What else is different from the interface specification? If you notice at the beginning of the body of the class, we declare a private float result;. This is called an instance variable. It can only be accessed by this class. In fact, as far as Java is concerned, it exists only inside this class. It is created when the class is used, and destroyed when the class is no longer being used. The reason that we created this variable is because of something in java called scope.

Scope in java is where you can access a given variable. We will be talking more in depth about scope later on but for now all you need to know is that you can't access a variable outside the method that it is declared in. Therefore if you created a int called result to in the add method the only place that you can access that variable from is the add method. This would cause a problem for our calculator though, because we want the getResult() method to be able to return the result as well. Since we want the entire class to be able to access the variable result we declare result as a instance variable

One last comment about instance variables. It is considered very bad style to put your instance variables anywhere other then at the begining of the class or at the very end of the class. The reason for this is that if they were scattered through the class it would be very easy to lose track of them, so to increase readability they are put together at the begining or at the end.

How to Use a Class Specification

So now we know how to write a class specification, but how do we use it? What exactly is it for? A class specification is the blueprint for creating objects of the type the class specifies. It's the instructions Java interprets to create objects. So how exactly do we create a new object? This is done using the Java command new.

Creating a new object

So, let's continue to draw upon the examples we have above. I want to create a new calculator object. So first let's start with the command new.

Ok, so now what? Do I want a new calculator, a new Porsche, a new brain, or what? The first thing you'll notice with the command new is that you need to specify what type of object you want it to create.
new simpleCalculator(); 
So now we're getting somewhere. Java reads that and says, "this person wants me to create a new simpleCalculator." Java then does just that. As a quick aside, the command simpleCalculator() is a special function called a constructor. It initializes the instance variables of an object and gets it ready for use. In our example program, we didn't create our own constructor. That's ok, because Java will automatically createa default constructor for us.
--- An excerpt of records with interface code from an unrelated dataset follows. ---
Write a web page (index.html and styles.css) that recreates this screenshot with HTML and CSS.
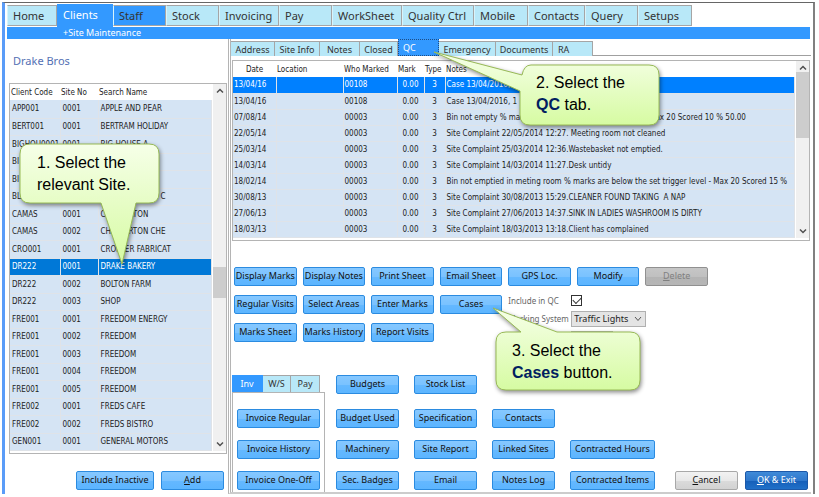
FILE: index.html
```
<!DOCTYPE html>
<html lang="en">
<head>
  <meta charset="UTF-8" />
  <meta name="viewport" content="width=device-width, initial-scale=1.0" />
  <title>Site Maintenance</title>
  <link rel="stylesheet" href="styles.css">
</head>
<body>

  <div class="app">
    <nav class="menu">
      <a href="#home">Home</a>
      <a href="#clients" class="active">Clients</a>
      <a href="#staff" class="hover">Staff</a>
      <a href="#stock">Stock</a>
      <a href="#invoicing">Invoicing</a>
      <a href="#pay">Pay</a>
      <a href="#worksheet">WorkSheet</a>
      <a href="#quality">Quality Ctrl</a>
      <a href="#mobile">Mobile</a>
      <a href="#contacts">Contacts</a>
      <a href="#query">Query</a>
      <a href="#setups">Setups</a>
    </nav>
    <div class="submenu"><a href="#site">+Site Maintenance</a></div>

    <div class="main">
      <section class="sites">
        <h1>Drake Bros</h1>
        <div class="list-box site-list">
          <table>
            <colgroup><col class="c-code"><col class="c-no"><col></colgroup>
            <thead>
              <tr><th>Client Code</th><th>Site No</th><th>Search Name</th></tr>
            </thead>
            <tbody>
              <tr><td>APP001</td><td>0001</td><td>APPLE AND PEAR</td></tr>
              <tr><td>BERT001</td><td>0001</td><td>BERTRAM HOLIDAY</td></tr>
              <tr><td>BIGHOU0001</td><td>0001</td><td>BIG HOUSE A</td></tr>
              <tr><td>BI</td><td></td><td></td></tr>
              <tr><td>BI</td><td></td><td></td></tr>
              <tr><td>BL</td><td></td><td class="tail-end">C</td></tr>
              <tr><td>CAMAS</td><td>0001</td><td>CHATTERTON</td></tr>
              <tr><td>CAMAS</td><td>0002</td><td>CHATTERTON CHE</td></tr>
              <tr><td>CRO001</td><td>0001</td><td>CROPPER FABRICAT</td></tr>
              <tr class="selected"><td>DR222</td><td>0001</td><td>DRAKE BAKERY</td></tr>
              <tr><td>DR222</td><td>0002</td><td>BOLTON FARM</td></tr>
              <tr><td>DR222</td><td>0003</td><td>SHOP</td></tr>
              <tr><td>FRE001</td><td>0001</td><td>FREEDOM ENERGY</td></tr>
              <tr><td>FRE001</td><td>0002</td><td>FREEDOM</td></tr>
              <tr><td>FRE001</td><td>0003</td><td>FREEDOM</td></tr>
              <tr><td>FRE001</td><td>0004</td><td>FREEDOM</td></tr>
              <tr><td>FRE001</td><td>0005</td><td>FREEDOM</td></tr>
              <tr><td>FRE002</td><td>0001</td><td>FREDS CAFE</td></tr>
              <tr><td>FRE002</td><td>0002</td><td>FREDS BISTRO</td></tr>
              <tr><td>GEN001</td><td>0001</td><td>GENERAL MOTORS</td></tr>
            </tbody>
          </table>
          <div class="scrollbar">
            <svg viewBox="0 0 8 6"><path d="M1 4.5 4 1.5 7 4.5" /></svg>
            <div class="track"><div class="thumb"></div></div>
            <svg viewBox="0 0 8 6"><path d="M1 1.5 4 4.5 7 1.5" /></svg>
          </div>
        </div>
        <div class="site-actions">
          <button type="button" class="btn">Include Inactive</button>
          <button type="button" class="btn"><u>A</u>dd</button>
        </div>
      </section>

      <section class="detail">
        <div class="tabs">
          <button type="button">Address</button>
          <button type="button">Site Info</button>
          <button type="button">Notes</button>
          <button type="button">Closed</button>
          <button type="button" class="active">QC</button>
          <button type="button">Emergency</button>
          <button type="button">Documents</button>
          <button type="button">RA</button>
        </div>

        <div class="list-box qc-list">
          <table>
            <colgroup><col class="c-date"><col class="c-loc"><col class="c-who"><col class="c-mark"><col class="c-type"><col></colgroup>
            <thead>
              <tr><th>Date</th><th>Location</th><th>Who Marked</th><th>Mark</th><th>Type</th><th>Notes</th></tr>
            </thead>
            <tbody>
              <tr class="selected"><td>13/04/16</td><td></td><td>00108</td><td>0.00</td><td>3</td><td>Case 13/04/2016, 1</td></tr>
              <tr><td>13/04/16</td><td></td><td>00108</td><td>0.00</td><td>3</td><td>Case 13/04/2016, 1</td></tr>
              <tr><td>07/08/14</td><td></td><td>00003</td><td>0.00</td><td>3</td><td>Bin not empty % marks are below the set trigger level - Max 20 Scored 10 % 50.00</td></tr>
              <tr><td>22/05/14</td><td></td><td>00003</td><td>0.00</td><td>3</td><td>Site Complaint 22/05/2014 12:27. Meeting room not cleaned</td></tr>
              <tr><td>25/03/14</td><td></td><td>00003</td><td>0.00</td><td>3</td><td>Site Complaint 25/03/2014 12:36.Wastebasket not emptied.</td></tr>
              <tr><td>14/03/14</td><td></td><td>00003</td><td>0.00</td><td>3</td><td>Site Complaint 14/03/2014 11:27.Desk untidy</td></tr>
              <tr><td>18/02/14</td><td></td><td>00003</td><td>0.00</td><td>3</td><td>Bin not emptied in meting room % marks are below the set trigger level - Max 20 Scored 15 %</td></tr>
              <tr><td>30/08/13</td><td></td><td>00003</td><td>0.00</td><td>3</td><td>Site Complaint 30/08/2013 15:29.CLEANER FOUND TAKING&nbsp; A NAP</td></tr>
              <tr><td>27/06/13</td><td></td><td>00003</td><td>0.00</td><td>3</td><td>Site Complaint 27/06/2013 14:37.SINK IN LADIES WASHROOM IS DIRTY</td></tr>
              <tr><td>18/03/13</td><td></td><td>00003</td><td>0.00</td><td>3</td><td>Site Complaint 18/03/2013 13:18.Client has complained</td></tr>
            </tbody>
          </table>
          <div class="scrollbar">
            <svg viewBox="0 0 8 6"><path d="M1 4.5 4 1.5 7 4.5" /></svg>
            <div class="track"><div class="thumb"></div></div>
            <svg viewBox="0 0 8 6"><path d="M1 1.5 4 4.5 7 1.5" /></svg>
          </div>
        </div>

        <div class="qc-actions">
          <button type="button" class="btn">Display Marks</button>
          <button type="button" class="btn">Display Notes</button>
          <button type="button" class="btn">Print Sheet</button>
          <button type="button" class="btn">Email Sheet</button>
          <button type="button" class="btn">GPS Loc.</button>
          <button type="button" class="btn">Modify</button>
          <button type="button" class="btn" disabled><u>D</u>elete</button>
          <button type="button" class="btn">Regular Visits</button>
          <button type="button" class="btn">Select Areas</button>
          <button type="button" class="btn">Enter Marks</button>
          <button type="button" class="btn">Cases</button>
          <form class="qc-options">
            <label for="include-qc">Include in QC</label>
            <input type="checkbox" id="include-qc" checked />
            <label for="marking">Marking System</label>
            <select id="marking"><option>Traffic Lights</option></select>
            <input type="text" id="marking-value" aria-label="Marking value" />
          </form>
          <button type="button" class="btn">Marks Sheet</button>
          <button type="button" class="btn">Marks History</button>
          <button type="button" class="btn">Report Visits</button>
        </div>

        <div class="bottom">
          <div class="invoices">
            <div class="tabs small">
              <button type="button" class="active">Inv</button>
              <button type="button">W/S</button>
              <button type="button">Pay</button>
            </div>
            <div class="invoice-panel">
              <button type="button" class="btn">Invoice Regular</button>
              <button type="button" class="btn">Invoice History</button>
              <button type="button" class="btn">Invoice One-Off</button>
            </div>
          </div>
          <div class="links">
            <button type="button" class="btn first">Budgets</button>
            <button type="button" class="btn">Stock List</button>
            <button type="button" class="btn first">Budget Used</button>
            <button type="button" class="btn">Specification</button>
            <button type="button" class="btn">Contacts</button>
            <button type="button" class="btn first">Machinery</button>
            <button type="button" class="btn">Site Report</button>
            <button type="button" class="btn">Linked Sites</button>
            <button type="button" class="btn">Contracted Hours</button>
            <button type="button" class="btn first">Sec. Badges</button>
            <button type="button" class="btn">Email</button>
            <button type="button" class="btn">Notes Log</button>
            <button type="button" class="btn">Contracted Items</button>
          </div>
          <div class="confirm">
            <button type="button" class="btn plain"><u>C</u>ancel</button>
            <button type="button" class="btn primary"><u>O</u>K &amp; Exit</button>
          </div>
        </div>
      </section>
    </div>

    <div class="callout step-1">
      <svg width="142" height="124" viewBox="0 0 142 124">
        <defs>
          <linearGradient id="green" x1="0" y1="0" x2="0" y2="1">
            <stop offset="0" stop-color="#f6ffe8" />
            <stop offset="1" stop-color="#d6fba2" />
          </linearGradient>
        </defs>
        <path fill="url(#green)" d="M11 1H130Q140 1 140 11V50Q140 60 130 60H117L103 121 82 60H11Q1 60 1 50V11Q1 1 11 1Z" />
      </svg>
      <p>1. Select the<br>relevant Site.</p>
    </div>
    <div class="callout step-2">
      <svg width="228" height="76" viewBox="0 0 228 76">
        <path fill="url(#green)" d="M98 14H216Q226 14 226 24V64Q226 74 216 74H97Q87 74 87 64V40L1 1 89 24Q91 14 98 14Z" />
      </svg>
      <p>2. Select the<br><b>QC</b> tab.</p>
    </div>
    <div class="callout step-3">
      <svg width="150" height="86" viewBox="0 0 150 86">
        <path fill="url(#green)" d="M14 25H29L1 1 65 25H138Q148 25 148 35V73Q148 83 138 83H14Q4 83 4 73V35Q4 25 14 25Z" />
      </svg>
      <p>3. Select the<br><b>Cases</b> button.</p>
    </div>
  </div>

</body>
</html>
```
FILE: styles.css
```
* {
  box-sizing: border-box;
}

body {
  margin: 0;
  padding: 2px 4px 0 2px;
  font-family: "Noto Sans", "Segoe UI", sans-serif;
  font-size: 9px;
  color: #222;
  background: #fff;
}

.app {
  position: relative;
  border-top: 1px solid #666;
  border-left: 3px solid #5a9cf8;
  border-right: 2px solid #808080;
}

.menu {
  display: grid;
  grid-template-columns: 50px 56px 53px 53px 60px 53px 70px 72px 54px 57px 53px 54px;
  align-items: end;
  height: 24px;
  padding-left: 2px;
}

.menu a {
  height: 21px;
  margin-bottom: 1px;
  padding-left: 5px;
  border: 1px solid #a5a5a5;
  border-left-color: #d8f4fb;
  background: #b8e8f8;
  color: #333;
  font-size: 11px;
  line-height: 19px;
  text-decoration: none;
  white-space: nowrap;
}

.menu a.active {
  height: 23px;
  margin-bottom: 0;
  border-color: #3399ff;
  background: #3399ff;
  color: #fff;
}

.menu a.hover {
  background: #3399ff;
}

.submenu {
  height: 12px;
  margin: 0 3px 0 2px;
  padding-left: 56px;
  background: #3399ff;
  line-height: 12px;
}

.submenu a {
  color: #fff;
  text-decoration: none;
}

.main {
  display: flex;
}

.sites {
  flex: none;
  width: 223px;
  padding: 0 1px 0 4px;
}

.sites h1 {
  margin: 0;
  padding: 13px 0 13px 4px;
  color: #5470b4;
  font-size: 11px;
  font-weight: 400;
  line-height: 18px;
}

.list-box {
  display: flex;
  border: 1px solid #b4b4b4;
  background: #fff;
  font-family: "DejaVu Sans Condensed", Tahoma, sans-serif;
  font-size: 8px;
}

table {
  flex: 1;
  width: 100%;
  border-collapse: collapse;
  table-layout: fixed;
}

th,
td {
  height: 16px;
  padding: 0 1px;
  overflow: hidden;
  line-height: 15px;
  text-align: left;
  white-space: nowrap;
}

th {
  font-weight: 400;
}

td {
  border: 1px solid #dfe3e8;
  border-width: 0 1px 1px 0;
  background: #d5e4f4;
}

.site-list td {
  height: 17px;
  padding-left: 2px;
}

.site-list tr:nth-child(odd) td {
  height: 18px;
}

.site-list .selected td {
  background: #0078d7;
  color: #fff;
}

.site-list .tail-end {
  padding-left: 62px;
}

.c-code {
  width: 50px;
}

.c-no {
  width: 38px;
}

.scrollbar {
  display: flex;
  flex-direction: column;
  align-items: center;
  width: 13px;
  margin-left: 1px;
  padding: 4px 0;
  background: #f0f0f0;
}

.scrollbar svg {
  width: 8px;
  height: 6px;
  fill: none;
  stroke: #505050;
  stroke-width: 1.5;
}

.track {
  flex: 1;
  width: 100%;
}

.thumb {
  width: 100%;
  background: #cdcdcd;
}

.site-list {
  padding-bottom: 2px;
}

.site-list .thumb {
  height: 31px;
  margin-top: 173px;
}

.site-actions {
  display: grid;
  grid-template-columns: 78px 63px;
  justify-content: end;
  gap: 7px;
  padding: 17px 3px 0 0;
}

.btn {
  height: 19px;
  padding: 0;
  border: 1px solid #2b8be0;
  border-radius: 2px;
  background: linear-gradient(#86c8ff 0%, #7ac2ff 50%, #64b8ff 55%, #5cb5ff 100%);
  color: #111;
  font-family: inherit;
  font-size: 9px;
  line-height: 16px;
  white-space: nowrap;
}

.btn:disabled {
  border-color: #909090;
  background: linear-gradient(#c6c6c6 0%, #c0c0c0 50%, #b4b4b4 55%, #b6b6b6 100%);
  color: #808080;
}

.btn.plain {
  border-color: #a8a8a8;
  background: linear-gradient(#f2f2f2 0%, #e8e8e8 50%, #dadada 55%, #d2d2d2 100%);
}

.btn.primary {
  border-color: #1c58a8;
  background: linear-gradient(#3f8ad8 0%, #2f78cc 50%, #1660ba 55%, #2070c8 100%);
  color: #fff;
}

.detail {
  flex: 1;
  min-width: 0;
  margin-right: 2px;
  border: 3px double #b4b4b4;
  border-width: 0 0 2px 3px;
  border-bottom-style: solid;
  border-bottom-color: #ccc;
}

.tabs {
  display: grid;
  grid-template-columns: 44px 45px 40px 38px 41px 57px 57px 40px;
  align-items: end;
  height: 17px;
  border-bottom: 1px solid #a0a0a0;
}

.tabs button {
  height: 15px;
  padding: 0;
  border: 1px solid #a5a5a5;
  border-width: 1px 1px 0 0;
  background: #b8e8f8;
  color: #333;
  font-family: inherit;
  font-size: 9px;
  line-height: 13px;
}

.tabs .active {
  height: 17px;
  border-color: #3399ff;
  background: #3399ff;
  color: #fff;
}

.tabs button.active:nth-child(5) {
  border: 1px dotted #1c4e88;
  padding-left: 4px;
  text-align: left;
}

.tabs button:last-child:nth-child(8) {
  padding-left: 5px;
  text-align: left;
}

.qc-list {
  margin: 4px 1px 0;
  padding-bottom: 2px;
}

.c-date {
  width: 43px;
}

.c-loc {
  width: 67px;
}

.c-who {
  width: 54px;
}

.c-mark {
  width: 27px;
}

.c-type {
  width: 21px;
}

.qc-list th:first-child,
.qc-list td:nth-child(5) {
  text-align: center;
}

.qc-list td:nth-child(4) {
  padding-right: 5px;
  text-align: right;
}

.qc-list .selected td {
  background: #0080ff;
  color: #fff;
}

.qc-list .thumb {
  height: 66px;
  margin-top: 1px;
}

.qc-actions {
  display: grid;
  grid-template-columns: repeat(7, minmax(0, 1fr));
  gap: 9px 6px;
  width: 474px;
  margin: 26px 0 0 3px;
}

.qc-options {
  display: grid;
  grid-column: 5 / 8;
  grid-row: 2 / 4;
  grid-template-columns: 57px 75px;
  gap: 4px 6px;
  align-content: start;
  align-items: center;
  height: 47px;
  color: #666;
}

.qc-options label {
  font-size: 8px;
  line-height: 12px;
  white-space: nowrap;
}

.qc-options input[type="checkbox"] {
  display: grid;
  place-items: center;
  width: 11px;
  height: 11px;
  margin: 0;
  appearance: none;
  border: 1px solid #333;
}

.qc-options input[type="checkbox"]:checked::before {
  content: "";
  width: 7px;
  height: 4px;
  margin-bottom: 2px;
  border: 1px solid #333;
  border-width: 0 0 1px 1px;
  transform: rotate(-45deg);
}

.qc-options select {
  height: 16px;
  padding: 0 0 0 2px;
  appearance: none;
  border: 1px solid #b0b0b0;
  border-radius: 0;
  background: #e4e4e4 url("data:image/svg+xml,%3Csvg xmlns='http://www.w3.org/2000/svg' width='8' height='6'%3E%3Cpath d='M1 1 4 4.500 7 1' fill='none' stroke='%23555'/%3E%3C/svg%3E") right 3px center no-repeat;
  color: #222;
  font-family: inherit;
  font-size: 9px;
}

.qc-options input[type="text"] {
  grid-column: 2;
  width: 42px;
  height: 12px;
  border: 1px solid #b0b0b0;
}

.bottom {
  display: flex;
  margin-top: 33px;
  padding-left: 1px;
}

.tabs.small {
  grid-template-columns: 31px 28px 29px;
  border: 0;
}

.tabs.small button {
  height: 17px;
}

.invoice-panel {
  display: grid;
  gap: 12px;
  width: 93px;
  padding: 16px 4px 2px;
  border: 1px solid #b4b4b4;
  border-bottom: 0;
}

.links {
  display: grid;
  grid-template-columns: 63px 63px 63px 85px;
  grid-template-rows: 22px 19px 19px 19px;
  gap: 12px 15px;
  align-content: end;
  padding: 0 0 2px 11px;
}

.links .first {
  grid-column: 1;
}

.confirm {
  display: grid;
  grid-template-columns: 63px 63px;
  gap: 7px;
  align-content: end;
  justify-content: end;
  flex: 1;
  padding: 0 3px 2px 0;
}

/* step callouts float over the window */
.callout {
  position: absolute;
}

.callout svg {
  display: block;
  overflow: visible;
  stroke: #98ba56;
  filter: drop-shadow(1px 2px 2px rgba(0, 0, 0, 0.45));
}

.callout p {
  position: absolute;
  margin: 0;
  color: #000;
  font-family: "Liberation Sans", Arial, sans-serif;
  font-size: 16px;
  line-height: 22px;
  white-space: nowrap;
}

.callout b {
  color: #002060;
}

.step-1 {
  top: 140px;
  left: 14px;
}

.step-1 p {
  top: 9px;
  left: 18px;
}

.step-2 {
  top: 48px;
  left: 428px;
}

.step-2 p {
  top: 21px;
  left: 103px;
}

.step-3 {
  top: 304px;
  left: 487px;
}

.step-3 p {
  top: 33px;
  left: 20px;
}
```
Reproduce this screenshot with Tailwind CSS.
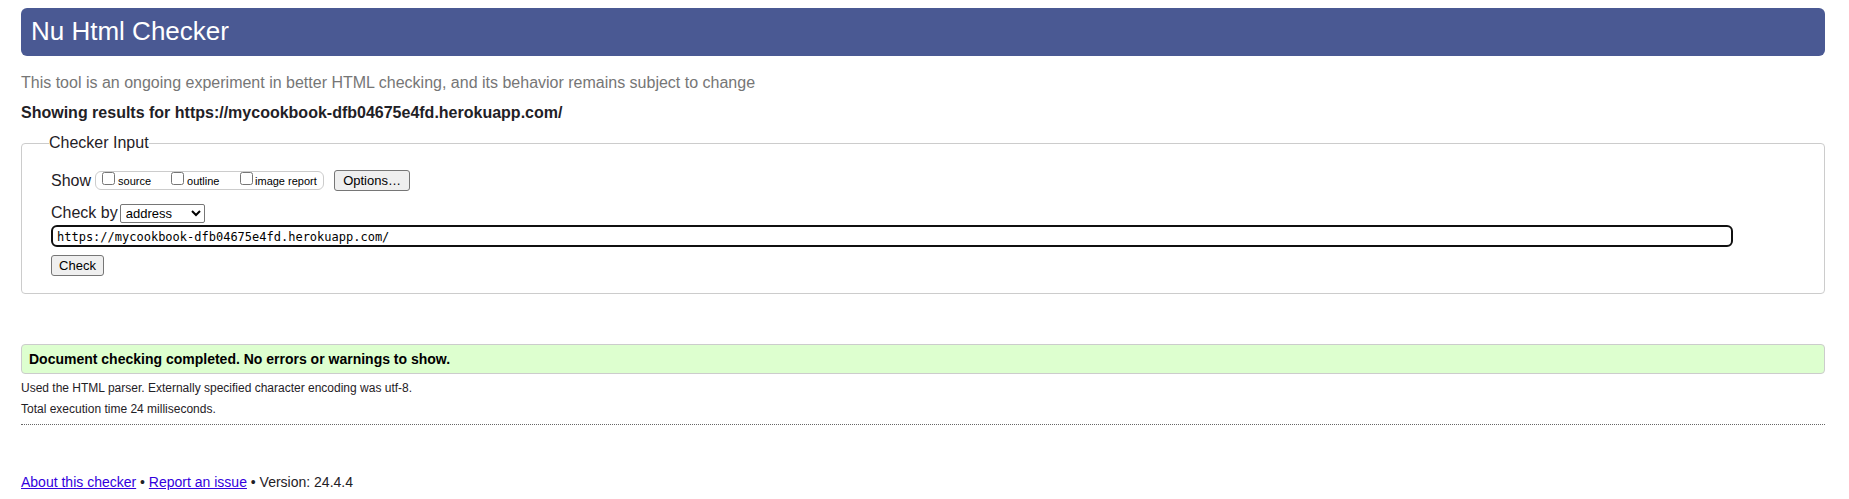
<!DOCTYPE html>
<html lang="en">
<head>
<meta charset="utf-8">
<title>Nu Html Checker</title>
<script src="https://cdn.jsdelivr.net/npm/@tailwindcss/browser@4"></script>
</head>
<body class="bg-white pt-2 pr-6 pl-[21px] font-['Liberation_Sans',Arial,sans-serif] text-base text-[#1f2126]">
<header>
  <h1 class="rounded-md bg-[#4a5993] px-[10px] pt-[7px] pb-[9px] text-[26px] leading-8 text-white">Nu Html Checker</h1>
  <p class="mt-[17px] leading-5 text-[#767676]">This tool is an ongoing experiment in better HTML checking, and its behavior remains subject to change</p>
</header>
<main>
  <h2 class="mt-[10px] font-bold leading-5">Showing results for https://mycookbook-dfb04675e4fd.herokuapp.com/</h2>
  <form>
    <fieldset class="mt-[10px] rounded border border-[#cccccc] px-[29px] pt-[17px] pb-[17px]">
      <legend class="-ml-[2px] leading-5">Checker Input</legend>
      <div class="flex items-center">
        <span class="leading-5">Show</span>
        <div class="ml-1 flex h-[19px] w-[229px] items-center rounded-md border border-[#cccccc] pl-[6px] text-[11px] leading-4 text-black">
          <label class="flex w-[69px] items-center gap-[3px]"><input type="checkbox" class="mb-1 size-[13px]"><span>source</span></label>
          <label class="flex w-[69px] items-center gap-[3px]"><input type="checkbox" class="mb-1 size-[13px]"><span>outline</span></label>
          <label class="flex items-center gap-[2px] whitespace-nowrap"><input type="checkbox" class="mb-1 size-[13px]"><span>image report</span></label>
        </div>
        <button type="button" class="ml-[10px] h-[21px] w-[76px] rounded-[3px] border border-[#767676] bg-[#efefef] text-[13px] leading-4 text-black">Options…</button>
      </div>
      <div class="mt-3 flex items-center">
        <label for="by" class="leading-5">Check by</label>
        <select id="by" class="ml-[2px] h-[19px] w-[85px] rounded-[2px] border border-[#767676] bg-white pl-px text-[13px] leading-4 text-black"><option>address</option><option>file upload</option><option>text input</option></select>
      </div>
      <div class="mt-[2px] pr-[62px]">
        <input type="url" aria-label="Address" value="https://mycookbook-dfb04675e4fd.herokuapp.com/" class="block h-[22px] w-full rounded-md border-2 border-[#101010] bg-white px-1 pt-[2px] font-['DejaVu_Sans_Mono',monospace] text-[12px] leading-4 text-black">
      </div>
      <button type="submit" class="mt-2 block h-[21px] w-[53px] rounded-[3px] border border-[#767676] bg-[#efefef] text-[13px] leading-4 text-black">Check</button>
    </fieldset>
  </form>
  <section class="mt-[50px]">
    <p class="rounded border border-[#cccccc] bg-[#ddffcf] px-[7px] py-1 text-sm font-bold leading-5 text-black">Document checking completed. No errors or warnings to show.</p>
    <p class="mt-[6px] text-xs">Used the HTML parser. Externally specified character encoding was utf-8.</p>
    <p class="mt-[5px] text-xs">Total execution time 24 milliseconds.</p>
  </section>
</main>
<footer class="mt-[7px] border-t border-dotted border-[#666666] pt-[47px] text-sm">
  <p><a href="#about" class="text-[#3300dd] underline">About this checker</a> • <a href="#issue" class="text-[#3300dd] underline">Report an issue</a> • Version: 24.4.4</p>
</footer>
</body>
</html>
Java's been hard at work in the meantime, creating our new simpleCalculator for us. So now that it's made the object Java returns a reference to that object, so that we will be able to find it in the computer's memory. A reference variable holds the reference and allows us to access it later. In the line of code below the reference variable is the name "gregsCalculator".

simpleCalculator gregsCalculator = newsimpleCalculator(); 

(Quick side note: references are primitives in Java). Please note it does not actually return the object, only the way to find the object. Java gives us the name of the object and a way to make the object do things, but no way for us to actually touch the object in memory. Think of it as Java giving us a phone number and a phone, and we call someone halfway around the world to tell them to make more computer chips. They make the computer chips and then ship them to us. We can't actually go to the factory to make the chips ourselves though.

The first thing you should notice about the previous line of code is that simpleCalculator is in the in the very front of that line. This is the type of reference variable you're creating. This says that you are making a reference variable that will lead to a simpleCalculator object. The next thing you should notice is the variable name, gregsCalculator. This is what we are calling thisparticular GregsCalculator object. So, from this point in our code on, if we say 'simpleCalculator' we're talking about a single, specific simpleCalculator object. The last new thing you should notice is the assignment statement, =. This equals sign means "take the phone number given to us by the new command on the right-hand side, and store that information in the variable gregsCalculator on the left-hand side.

Using an object

We now have this shiny, new simpleCalculator that can add, subtractor, get the last value it figured, and clear its results.  So how do we use it? Let's apply what we learned from creating the object.  First thing we have to do is look up its number in our phonebook.


Ok, so now we know how to get in touch with it.  So, what are we going to make it do? Let's make it add 2.5 and 2.7.


This can be thought of like this. We look up the number for gregsCalculator. Then we tell it that we want to add. Finally, we give it what numbers we want it to add. Let's dissect this line of code.

We know gregsCalculator is a reference to a particular simpleCalculator object. But what's this right after gregsCalculator? The dot (.) is called the scope operator. It tells Java to go inside of the object that gregsCalculator points to. Once inside of gregsCalculator, we tell Java to run the add method, and pass it two parameters, 2.5 and 2.7. The two parameters are then fed into the add method inside of gc, and the add method produces a result. This result is then returned. But what happens to the result after it is returned? If you're like me, I forget everything unless I write it down. That's what we need to tell Java to do, to store the result in a new variable.

float number = gc.add(2.5,2.7);

So let's think back quickly to our specification for the simpleCalculator class. The add method that we specified in it requires that we gives it two floating point numbers, and then it returns the sum of the two as a floating point number. So, we must specify the type of variable it returns as float. We then give a name to the variable that will hold result, in this case we called it number. Again, we use the assignment statement, =, to tell the variable number to take the value of gc.add(2.5,2.7) . The variable number now holds the value 5.2 .

Let's try using another method of the GregsCalculator class. Let'ss say I want to store the last value we found using the calculator in a new variable. So first, I'd want to make a new variable to store it in.

float last;

Next, I want to actually get the value from the object. I do this by calling the getResult() method on the object gregsCalculator, and assigning the value it returns into the newly created variable.

Float last = gc.getLast();

So now last and number both contain the value 5.2.


So, we now see all the steps involved in making an interface specification, a class specification, creating an object and using the object. The interface specification tells what form the class will take, what methods it will have, and what these methods will return. The class specification then details how to fulfill these requirements. It focuses on processing data and making the methods work.

We learned that, in order to create an object from our class specification, we must use the keyword new. New creates a new object, stores it in memory, and returns a way to access this object. This access method is called a reference. The reference, in order to be useful to us, needs to be stored in a reference variable. We can then access the methods of an object by calling them on the reference variable.